The detail in this game is immense, even by Infocom standards, and for that reason, Bureaucracy will not be available for the C64 - a minimum of 128K of memory is needed to run it

That detail tends to prevent boredom during a difficult stage with a puzzle, whilst you are inevitably attempting all the 'non-solutions'. For example, I decided, in desperation, to hire the cab under the false name of Fassbaum. No good - I was soon sussed. So I rang again, with my 'real' name. The cab office was suspicious: "You sound like Mr Fassbaum to me - sure you're not a prankster?"

Next, I tried giving my address as that of the old lady up the road. She had the habit of answering her door with her elephant gun, so I reckoned she might shoot the driver, allowing me to make off in the cab. And I was right! "We don't send cabs to No. 18 any more," explained the man in the office, "Our drivers kept getting shot!"

Bureaucracy

Scoring is out of 21 points (few are easy to come by) but an additional factor is the player's blood pressure. If it rises too high - curtains! And believe me, it can shoot up alarmingly at the airport!

And here's some advice for potential players. There are certain strategic points at which it is almost essential to save the game if you are to have any hope of solving the puzzle ahead without replaying from scratch a number of times. Save when you have the cheque, save when you reach the airport, save once you are aboard the plane. More than that I can't tell you at the moment - I'm dangling on the end of my parachute, which is caught up in the plane's escape hatch!

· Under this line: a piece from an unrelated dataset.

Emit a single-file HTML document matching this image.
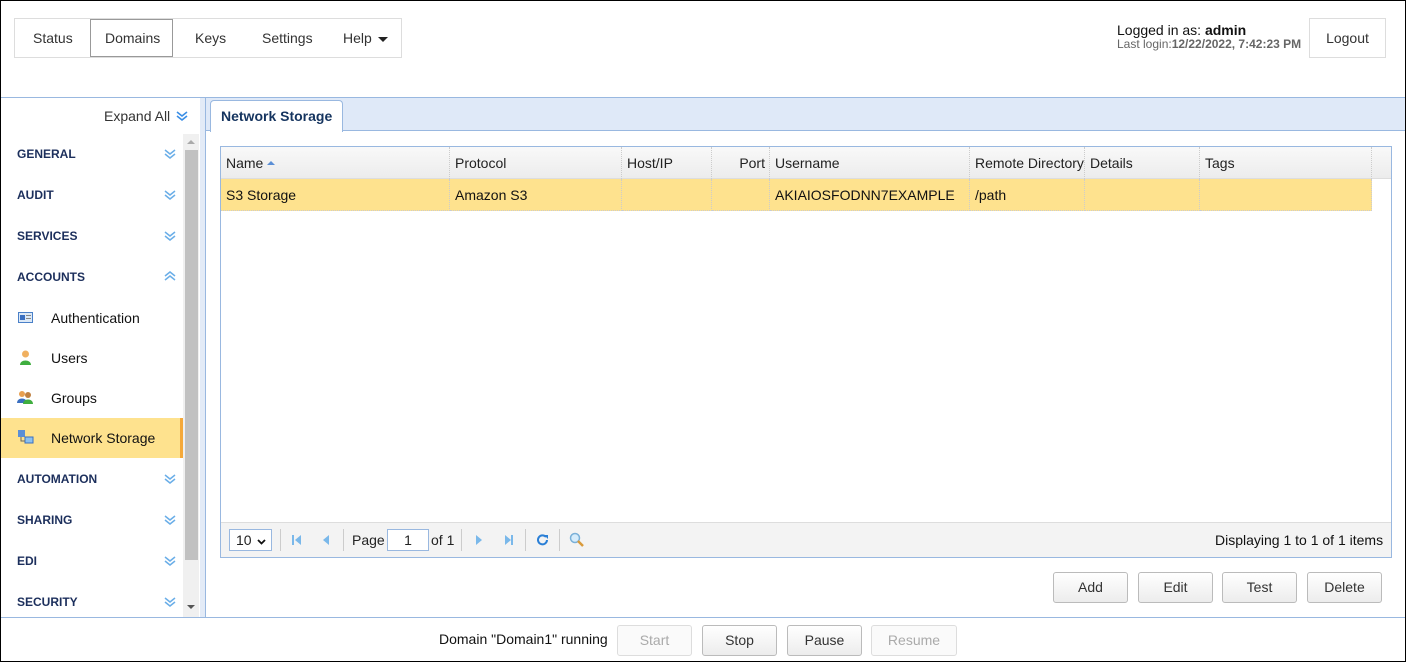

A totally unbelievable fantasy with a nasty ring of truth about it, Bureaucracy is an hilarious game. Perhaps the humorous text is slightly overdone in places, but there are plenty of good, solid belly laughs hidden in memory, just waiting to be screened! The boys from Boston also have to take a ticking off though - for producing a game that only runs on the C128 or Amiga. What about the C64 owning faithful Infocom?

My lower 'overall' rating reflects the price. I think £35 is just too much for any game - £20/25 would have brought this within reach of so many more players.